If you want to verify the entire image, I don’t think you can get around reading the entire image. Because any part you didn’t read to verify the hash is a part that could contain corruption.


> Big Sur, Monterey or Ventura in default Full Security mode has verified every last bit of their 9 GB SSV.

In this case they're not selective, so the tree approach doesn't save the reads. (Just makes it easier to identify which part failed)


That's around 3s, for their slowest offering.


FTA: "This is the ingenious part: verification carries little overhead, as it runs as a rolling process once the top-level ‘seal’ has been verified. So verification is a continuous process as the SSV is mounted and accessed."


Which presumably means Merkel Trees.


Don’t these machines have read speeds of like 5000 MB/s?
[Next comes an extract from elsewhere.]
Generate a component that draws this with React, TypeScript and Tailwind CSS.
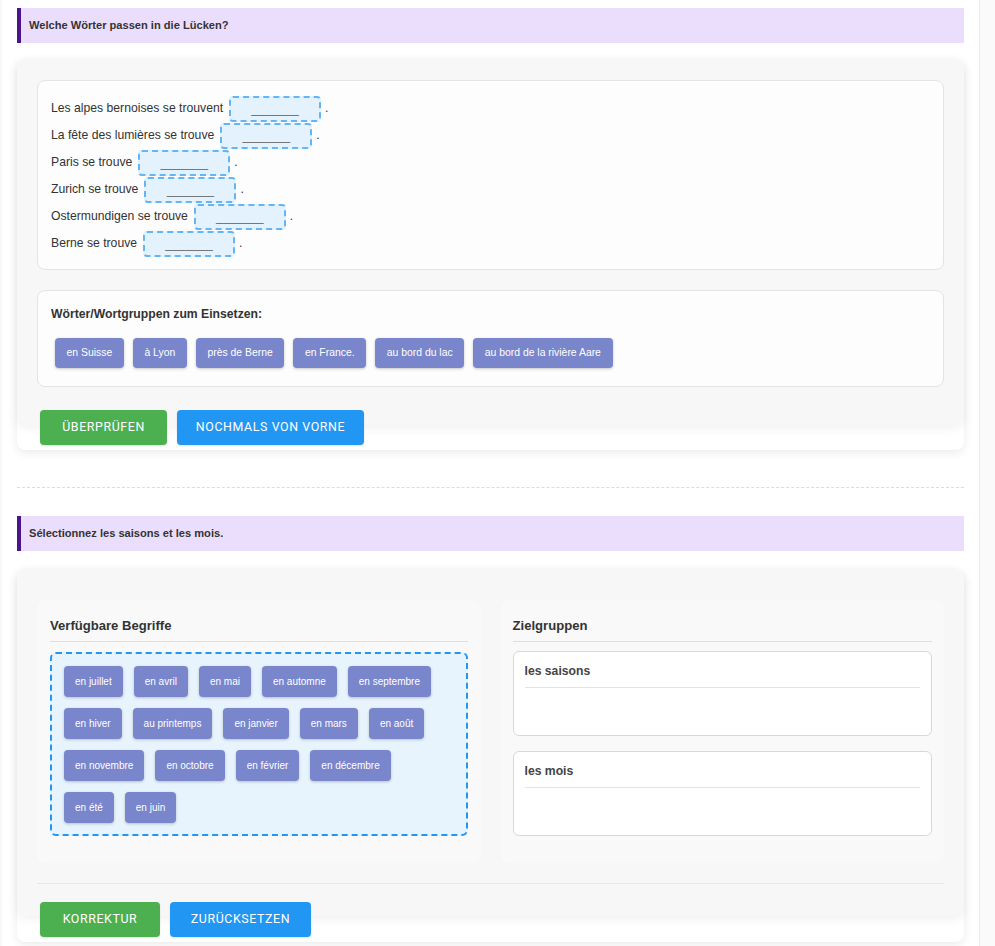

So just read the 9 GB blockwise and apply a super simple hash. Should be done in two seconds.


If I include the fs overhead, I can shasum a single 23GB file (likely not fragmented) in 46s.

That's uncached, so it's not that quick at boot. 9GB would take ~19s then. Block would go faster, but not an order of magnitude faster.


Single threaded or in parallel?

It's a Merkle tree, apparently, so parallelizing the checksum should be trivial.


it's IO not CPU bound


I'm also curious if Apple SoCs' storage controllers have some fancy error-checking, along with AES.


As far as I know, Apple has the NAND controller integrated into the SoC. The NAND controller needs to have ECC to keep the error rates on flash down to something acceptable.


That was sort of what I was wondering, if the NAND controller has some extra Apple Stuff(tm) beyond standard ECC.


The standard for SSDs goes far beyond the ECC used on DRAM. Every SSD controller designer will have their own proprietary scheme, often a simple and fast BCH that falls back on LDPC for higher error rates. The exact codeword sizes and other parameters of the codes are vendor-specific.


I'm pretty sure that is the reason why support for Fusion Drives was abruptly ganked and punted out by a year.